>>>>>

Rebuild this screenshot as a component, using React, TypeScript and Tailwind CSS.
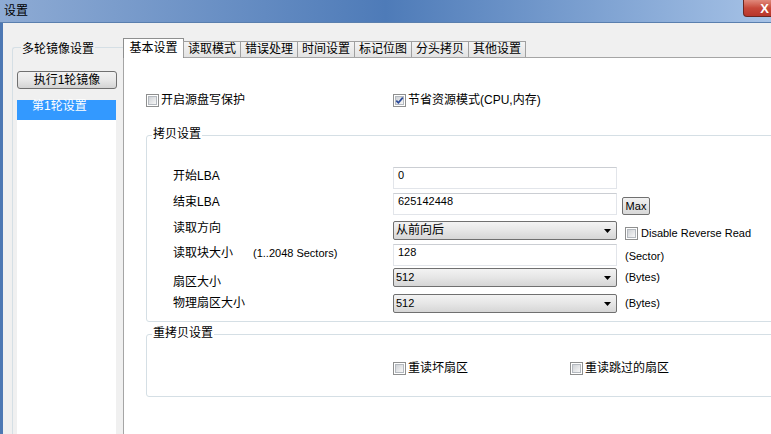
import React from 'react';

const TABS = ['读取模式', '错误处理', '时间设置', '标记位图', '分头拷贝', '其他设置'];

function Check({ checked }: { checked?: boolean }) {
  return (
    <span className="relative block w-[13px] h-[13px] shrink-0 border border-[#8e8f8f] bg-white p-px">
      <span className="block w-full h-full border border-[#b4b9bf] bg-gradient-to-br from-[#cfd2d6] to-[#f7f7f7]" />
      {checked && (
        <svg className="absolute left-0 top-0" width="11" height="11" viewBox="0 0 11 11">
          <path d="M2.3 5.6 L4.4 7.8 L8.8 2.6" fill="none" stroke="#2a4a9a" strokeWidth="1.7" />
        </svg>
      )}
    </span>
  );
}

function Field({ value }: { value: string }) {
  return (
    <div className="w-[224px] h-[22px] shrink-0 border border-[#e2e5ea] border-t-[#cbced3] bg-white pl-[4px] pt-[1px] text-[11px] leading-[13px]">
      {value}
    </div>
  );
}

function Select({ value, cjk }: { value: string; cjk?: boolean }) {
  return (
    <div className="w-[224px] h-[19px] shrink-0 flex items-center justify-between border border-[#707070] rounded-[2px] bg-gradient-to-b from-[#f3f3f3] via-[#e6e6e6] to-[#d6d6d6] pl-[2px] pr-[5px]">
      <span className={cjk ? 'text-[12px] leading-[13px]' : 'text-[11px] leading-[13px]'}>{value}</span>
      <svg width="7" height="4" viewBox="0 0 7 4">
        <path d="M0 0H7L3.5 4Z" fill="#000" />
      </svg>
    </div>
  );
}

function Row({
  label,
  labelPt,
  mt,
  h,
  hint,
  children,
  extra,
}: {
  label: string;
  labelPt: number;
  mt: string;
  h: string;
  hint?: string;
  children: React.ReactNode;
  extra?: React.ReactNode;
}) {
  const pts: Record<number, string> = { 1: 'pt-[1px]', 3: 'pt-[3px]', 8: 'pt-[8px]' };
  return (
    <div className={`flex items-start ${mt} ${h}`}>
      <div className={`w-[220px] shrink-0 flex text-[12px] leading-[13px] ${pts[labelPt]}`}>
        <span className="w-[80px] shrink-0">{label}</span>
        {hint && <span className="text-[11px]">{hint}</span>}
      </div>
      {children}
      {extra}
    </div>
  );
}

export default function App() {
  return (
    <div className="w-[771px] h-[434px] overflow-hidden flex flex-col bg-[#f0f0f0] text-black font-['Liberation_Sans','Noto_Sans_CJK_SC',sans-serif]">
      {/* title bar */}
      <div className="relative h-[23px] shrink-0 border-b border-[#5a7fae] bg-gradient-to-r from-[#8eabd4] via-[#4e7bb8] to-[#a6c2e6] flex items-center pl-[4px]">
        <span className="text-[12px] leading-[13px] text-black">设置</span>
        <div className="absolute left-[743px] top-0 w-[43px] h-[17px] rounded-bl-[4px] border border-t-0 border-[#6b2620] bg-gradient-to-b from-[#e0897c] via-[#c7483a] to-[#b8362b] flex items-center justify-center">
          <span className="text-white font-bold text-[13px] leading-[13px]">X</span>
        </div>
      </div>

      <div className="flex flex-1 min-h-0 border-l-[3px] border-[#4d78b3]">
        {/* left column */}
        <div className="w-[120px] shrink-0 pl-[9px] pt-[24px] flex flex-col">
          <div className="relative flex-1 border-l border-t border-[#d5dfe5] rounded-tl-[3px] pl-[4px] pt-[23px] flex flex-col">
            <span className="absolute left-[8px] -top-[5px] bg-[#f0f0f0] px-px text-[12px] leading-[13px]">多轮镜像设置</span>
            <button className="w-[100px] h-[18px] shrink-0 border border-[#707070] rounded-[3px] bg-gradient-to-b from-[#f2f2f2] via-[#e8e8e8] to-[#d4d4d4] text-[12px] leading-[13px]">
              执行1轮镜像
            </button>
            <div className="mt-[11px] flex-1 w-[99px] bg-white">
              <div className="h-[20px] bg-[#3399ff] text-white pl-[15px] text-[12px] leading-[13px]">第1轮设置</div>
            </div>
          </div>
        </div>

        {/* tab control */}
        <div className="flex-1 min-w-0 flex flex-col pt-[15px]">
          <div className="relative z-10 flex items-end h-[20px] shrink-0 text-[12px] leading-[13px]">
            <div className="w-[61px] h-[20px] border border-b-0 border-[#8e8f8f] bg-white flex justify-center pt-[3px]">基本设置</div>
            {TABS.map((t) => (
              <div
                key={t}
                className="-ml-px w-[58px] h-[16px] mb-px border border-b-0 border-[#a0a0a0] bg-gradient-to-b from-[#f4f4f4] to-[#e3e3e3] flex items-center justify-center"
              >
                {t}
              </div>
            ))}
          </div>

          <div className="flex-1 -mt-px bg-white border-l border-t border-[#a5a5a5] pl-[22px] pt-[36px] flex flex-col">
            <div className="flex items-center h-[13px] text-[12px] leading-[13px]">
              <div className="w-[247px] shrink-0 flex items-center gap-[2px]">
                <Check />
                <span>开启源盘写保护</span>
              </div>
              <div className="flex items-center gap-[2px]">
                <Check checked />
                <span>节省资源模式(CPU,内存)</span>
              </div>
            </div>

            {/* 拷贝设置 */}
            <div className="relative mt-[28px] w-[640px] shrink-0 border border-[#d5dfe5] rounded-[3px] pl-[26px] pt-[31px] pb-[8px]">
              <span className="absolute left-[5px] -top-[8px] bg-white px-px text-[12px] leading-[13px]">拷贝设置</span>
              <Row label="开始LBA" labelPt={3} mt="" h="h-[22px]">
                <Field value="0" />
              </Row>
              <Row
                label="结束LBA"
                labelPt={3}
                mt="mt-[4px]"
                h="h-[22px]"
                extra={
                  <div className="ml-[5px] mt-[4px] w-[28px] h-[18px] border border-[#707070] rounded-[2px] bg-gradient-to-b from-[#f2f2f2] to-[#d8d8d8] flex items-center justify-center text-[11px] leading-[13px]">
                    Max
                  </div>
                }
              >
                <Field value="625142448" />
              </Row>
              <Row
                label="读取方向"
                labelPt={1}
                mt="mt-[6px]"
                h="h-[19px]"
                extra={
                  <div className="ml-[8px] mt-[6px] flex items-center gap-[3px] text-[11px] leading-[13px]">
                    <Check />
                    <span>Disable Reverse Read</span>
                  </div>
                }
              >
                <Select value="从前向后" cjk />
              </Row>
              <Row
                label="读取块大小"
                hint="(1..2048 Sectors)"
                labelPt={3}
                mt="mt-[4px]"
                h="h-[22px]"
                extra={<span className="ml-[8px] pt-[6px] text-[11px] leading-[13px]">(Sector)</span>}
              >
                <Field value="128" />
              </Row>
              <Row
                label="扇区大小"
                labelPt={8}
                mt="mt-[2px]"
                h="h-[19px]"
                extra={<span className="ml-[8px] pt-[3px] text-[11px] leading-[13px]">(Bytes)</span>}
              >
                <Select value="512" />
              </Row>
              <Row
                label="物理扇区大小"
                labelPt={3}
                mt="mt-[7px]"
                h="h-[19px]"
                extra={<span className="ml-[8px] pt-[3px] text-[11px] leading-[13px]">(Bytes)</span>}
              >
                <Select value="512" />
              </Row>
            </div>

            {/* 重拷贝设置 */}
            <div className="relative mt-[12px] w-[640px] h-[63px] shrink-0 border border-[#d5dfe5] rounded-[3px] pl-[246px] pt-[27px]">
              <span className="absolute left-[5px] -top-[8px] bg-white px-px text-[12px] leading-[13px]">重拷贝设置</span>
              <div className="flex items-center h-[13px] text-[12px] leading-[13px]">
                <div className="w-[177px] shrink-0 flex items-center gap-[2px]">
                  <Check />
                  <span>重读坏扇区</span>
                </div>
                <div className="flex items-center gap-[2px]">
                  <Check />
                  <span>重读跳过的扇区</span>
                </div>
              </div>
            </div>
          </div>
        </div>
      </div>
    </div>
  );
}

<<<<<
>>>>>

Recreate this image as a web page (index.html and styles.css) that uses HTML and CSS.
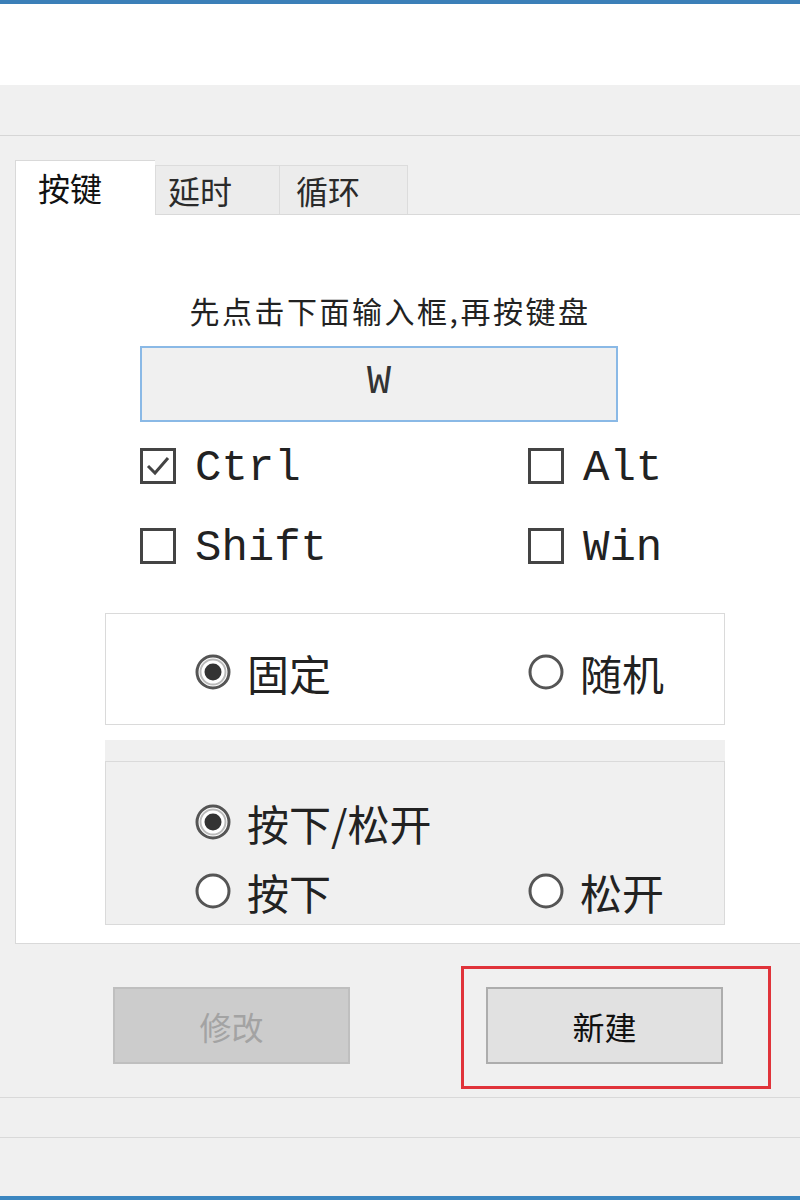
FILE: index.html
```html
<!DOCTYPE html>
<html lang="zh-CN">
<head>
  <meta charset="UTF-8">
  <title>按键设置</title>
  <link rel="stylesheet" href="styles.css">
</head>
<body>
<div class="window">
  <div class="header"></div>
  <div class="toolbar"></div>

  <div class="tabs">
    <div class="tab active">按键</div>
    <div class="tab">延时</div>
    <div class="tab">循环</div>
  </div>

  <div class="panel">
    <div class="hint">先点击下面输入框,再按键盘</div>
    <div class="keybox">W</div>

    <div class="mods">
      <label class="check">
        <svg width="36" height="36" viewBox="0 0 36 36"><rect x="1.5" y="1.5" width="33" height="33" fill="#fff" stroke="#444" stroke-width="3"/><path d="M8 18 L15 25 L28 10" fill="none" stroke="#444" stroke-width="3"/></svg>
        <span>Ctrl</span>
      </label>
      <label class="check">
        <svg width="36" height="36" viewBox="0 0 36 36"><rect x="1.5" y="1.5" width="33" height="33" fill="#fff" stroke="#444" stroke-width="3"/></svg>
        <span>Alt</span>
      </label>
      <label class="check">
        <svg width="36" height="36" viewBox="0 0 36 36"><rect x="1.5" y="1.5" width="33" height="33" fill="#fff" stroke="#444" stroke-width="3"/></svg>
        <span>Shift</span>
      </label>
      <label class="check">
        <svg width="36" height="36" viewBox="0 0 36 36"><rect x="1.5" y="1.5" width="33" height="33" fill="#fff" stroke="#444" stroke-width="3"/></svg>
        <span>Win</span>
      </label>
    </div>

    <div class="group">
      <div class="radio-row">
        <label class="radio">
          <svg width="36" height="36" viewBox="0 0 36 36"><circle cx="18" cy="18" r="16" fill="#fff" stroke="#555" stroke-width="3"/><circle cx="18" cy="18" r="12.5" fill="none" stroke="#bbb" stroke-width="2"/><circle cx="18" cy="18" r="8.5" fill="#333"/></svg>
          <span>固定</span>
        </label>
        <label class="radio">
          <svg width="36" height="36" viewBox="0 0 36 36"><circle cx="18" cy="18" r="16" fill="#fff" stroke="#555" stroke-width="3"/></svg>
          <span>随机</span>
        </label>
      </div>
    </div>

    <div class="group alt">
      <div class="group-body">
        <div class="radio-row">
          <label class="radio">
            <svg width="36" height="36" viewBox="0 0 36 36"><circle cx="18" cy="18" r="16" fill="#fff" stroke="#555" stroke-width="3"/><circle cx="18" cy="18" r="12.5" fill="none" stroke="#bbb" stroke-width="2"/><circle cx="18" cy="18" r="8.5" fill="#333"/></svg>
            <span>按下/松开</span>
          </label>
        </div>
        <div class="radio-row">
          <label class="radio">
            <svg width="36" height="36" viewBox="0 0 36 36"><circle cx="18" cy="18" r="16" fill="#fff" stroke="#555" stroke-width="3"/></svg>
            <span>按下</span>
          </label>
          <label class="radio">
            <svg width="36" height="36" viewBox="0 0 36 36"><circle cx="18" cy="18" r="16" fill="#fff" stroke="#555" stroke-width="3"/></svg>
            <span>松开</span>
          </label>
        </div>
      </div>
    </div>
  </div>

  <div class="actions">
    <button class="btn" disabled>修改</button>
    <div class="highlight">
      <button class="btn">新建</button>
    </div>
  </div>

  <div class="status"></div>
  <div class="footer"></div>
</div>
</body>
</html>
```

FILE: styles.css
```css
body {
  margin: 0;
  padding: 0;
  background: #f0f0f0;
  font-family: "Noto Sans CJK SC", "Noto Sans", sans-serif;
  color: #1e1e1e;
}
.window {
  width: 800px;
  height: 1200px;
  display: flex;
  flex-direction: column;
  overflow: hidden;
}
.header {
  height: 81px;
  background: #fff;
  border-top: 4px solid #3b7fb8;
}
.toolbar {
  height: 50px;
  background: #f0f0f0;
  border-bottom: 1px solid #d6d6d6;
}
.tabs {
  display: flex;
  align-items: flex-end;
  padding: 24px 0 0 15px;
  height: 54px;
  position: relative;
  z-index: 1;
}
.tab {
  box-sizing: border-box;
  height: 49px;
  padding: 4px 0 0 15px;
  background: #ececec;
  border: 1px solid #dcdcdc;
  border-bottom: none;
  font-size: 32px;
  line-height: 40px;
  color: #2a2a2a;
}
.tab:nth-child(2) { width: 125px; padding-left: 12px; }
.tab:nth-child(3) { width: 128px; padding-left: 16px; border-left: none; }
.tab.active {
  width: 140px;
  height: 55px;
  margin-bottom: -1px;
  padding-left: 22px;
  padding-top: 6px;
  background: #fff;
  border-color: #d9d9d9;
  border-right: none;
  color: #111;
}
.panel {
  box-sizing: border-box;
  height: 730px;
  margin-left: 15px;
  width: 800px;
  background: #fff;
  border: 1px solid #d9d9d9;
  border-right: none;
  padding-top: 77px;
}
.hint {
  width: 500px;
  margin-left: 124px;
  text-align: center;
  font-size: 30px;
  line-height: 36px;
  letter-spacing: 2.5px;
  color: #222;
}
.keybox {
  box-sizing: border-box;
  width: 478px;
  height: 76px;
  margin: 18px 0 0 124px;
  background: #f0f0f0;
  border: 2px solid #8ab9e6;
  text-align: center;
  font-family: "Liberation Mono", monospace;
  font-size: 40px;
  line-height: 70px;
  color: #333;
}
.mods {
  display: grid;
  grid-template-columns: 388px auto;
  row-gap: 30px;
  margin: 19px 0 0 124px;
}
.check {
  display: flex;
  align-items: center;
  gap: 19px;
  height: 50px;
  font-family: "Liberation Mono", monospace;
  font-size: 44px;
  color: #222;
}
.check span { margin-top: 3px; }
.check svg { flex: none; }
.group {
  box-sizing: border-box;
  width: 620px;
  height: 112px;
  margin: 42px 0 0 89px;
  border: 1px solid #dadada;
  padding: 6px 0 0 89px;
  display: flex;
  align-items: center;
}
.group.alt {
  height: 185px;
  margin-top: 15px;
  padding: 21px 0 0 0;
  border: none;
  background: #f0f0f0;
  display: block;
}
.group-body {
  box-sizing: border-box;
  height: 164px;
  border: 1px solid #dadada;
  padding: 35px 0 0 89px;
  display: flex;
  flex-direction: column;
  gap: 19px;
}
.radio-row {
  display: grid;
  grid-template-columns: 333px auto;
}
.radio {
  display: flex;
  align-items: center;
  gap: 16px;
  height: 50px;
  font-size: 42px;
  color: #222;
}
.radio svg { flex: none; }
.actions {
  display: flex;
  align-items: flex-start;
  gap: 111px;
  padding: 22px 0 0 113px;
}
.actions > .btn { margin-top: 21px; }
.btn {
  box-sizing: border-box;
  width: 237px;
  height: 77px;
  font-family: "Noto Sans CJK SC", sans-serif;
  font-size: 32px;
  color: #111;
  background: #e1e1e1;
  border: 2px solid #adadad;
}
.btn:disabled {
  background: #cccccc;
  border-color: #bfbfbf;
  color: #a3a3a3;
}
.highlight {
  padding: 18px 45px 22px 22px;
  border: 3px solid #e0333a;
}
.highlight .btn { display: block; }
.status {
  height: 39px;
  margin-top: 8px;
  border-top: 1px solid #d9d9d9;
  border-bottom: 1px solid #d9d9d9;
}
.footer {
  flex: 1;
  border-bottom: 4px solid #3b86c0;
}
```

<<<<<

OBJECTIVE: Gather up the lines containing the word "index" from these records and copy them.

SOLUTION:
Recreate this image as a web page (index.html and styles.css) that uses HTML and CSS.
FILE: index.html
  z-index: 1;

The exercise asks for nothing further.